7 Ways to Improve your Small Business Website
Small businesses live and die by the quality of their websites. If they look great, people will convert, and you make sales. If they look shoddy, you lose out to the competition. A lot of small companies, though, don’t understand what constitutes an outstanding online presence. Not to worry: here, we discuss seven ways to make your small business website look both polished and professional.
Provide Clear Messaging
It might seem obvious, but many small businesses fail to include clear messaging on their sites, describing what they can do and how they help. The trick here is to see the world through the eyes of your clients. You should adapt your language to suit your audience, even if your headers or copy aren’t entirely precise. It’s better to speak in ways that they understand than to wait for their eyes to glaze over because you’re talking in jargon and buzzwords. Spell out in simple language how you solve their problems, in as few words as possible.
Use Consistent Visuals
Where possible, you want to use similar visuals across your site. You don’t want to flip between one style of photography (or effect) and another. It creates visual confusion and makes your site less aesthetically pleasing. You wind up with something that looks like it was thrown together by a monkey instead of a carefully considered shop front for your brand. And that puts customers off.

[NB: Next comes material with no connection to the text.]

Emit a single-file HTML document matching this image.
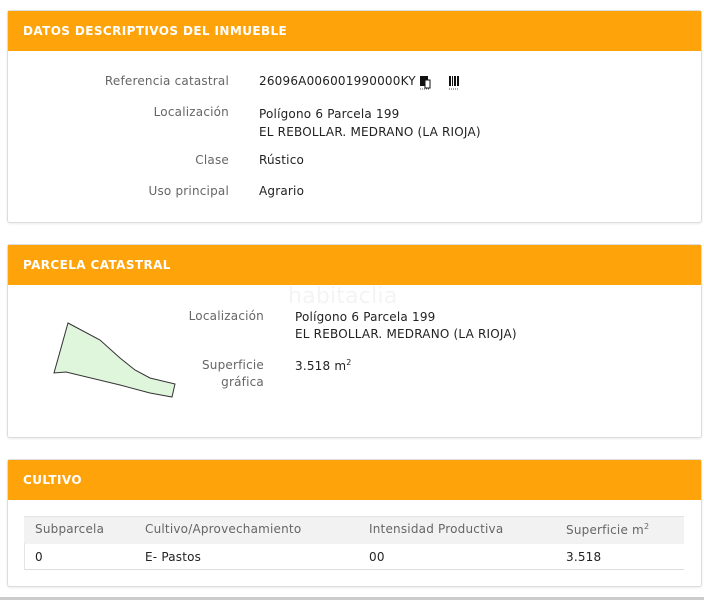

If you’ve got funds for a professional photographer who understands branding, then task them with creating consistent visuals for your site. If you are on a budget, use stock images from sites like Canva or Unsplash. Choose images that represent your company and are compatible with each other.
Keep Branding Simple
The current trend is for simple branding using minimalist colours and fonts. Companies and consumers have come to expect it. And now it’s very much the norm. As a small business, therefore, you can tap into this trend and automatically make your site appear more professional. Unless you’re working with a professional designer, stay away from wacky colours and typefaces. They’re incredibly easy to get wrong.
Leave Plenty Of Space Between Website Objects
Companies like Apple and Google put a lot of thought into the amount of white space that they leave on their sites. They know that people only have one set of eyes. And so they usually only place a couple of focal points on the visible sections of their pages at any given time. Any more than that is just clutter and will likely get ignored or cause confusion. White space allows users to digest information and discover what your site is all about.
Make Your Business Personal With Images of You
A great brand logo and theme is conducive to marketing success, but users often want to see the real people behind the outfit. A lot of sophisticated users now know that most firms can create a beautiful professional website on a budget. Fewer, however, are willing to put the faces of people who work at their organisation and talk about them in detail. If you have professional photos of you and your team, use them on your about page or under your mission statement. If you don’t, you can always take them on your phone. Just remember to make them black and white to help them look better.
Don’t Offer Every Service You Can Imagine – Be Selective
Even if you offer dozens of services, try to avoid listing them all on your website. It creates clutter, and both bores and confuses users. Ideally, you want to develop catch-all offerings that funnel people to the right place on your site intuitively. Take plumbers and electricians, for instance. They often fall into the trap of listing every task that they perform. Avoid this if you can. Usually, you are much better off using the available space on your site to show that you’re an expert in the general services you offer, rather than listing the specifics.
Speak To Your Clients, Not At Them
There’s a big difference between speaking to somebody compared to speaking at them. You’re not trying to bamboozle them into buying your products with complicated sentences and long words. Instead, professional websites make everything as natural and straightforward as possible. You want to reflect their language back at them – something that all of the top brands do spectacularly well.
Bonus: 5 Ways To Make Your Small Business Website More Professional
- Use A Bespoke Domain name. Most customers – especially those in the B2B market – know a cheap domain name when they see it. Thus, you want to avoid any suffixes, like biz-name.wordpress.com – that doesn’t look good. The same applies to your email address. Avoid things like Johnny@godaddy.com. It just looks naff.
- Use Custom Favicon. For those of you who don’t know, a favicon is a small graphic that sits in user browser tabs. Don’t use a generic one. Instead, create one that is faithful to your business and brand.
- Remove Ads. Company websites shouldn’t contain ads for other companies. It doesn’t look good. And it makes customers wonder what it is that you do. Are you selling ad space? Or are you a company with real products? It might not be clear.
- Put A Contact Form On Your Contact Page. Contact forms look great and are a hallmark of excellent website design. Users now expect them, so including one is essential.
- Ensure Your Social Media Links Point To Your Site. If they don’t, you’ll wind up looking distinctly unprofessional.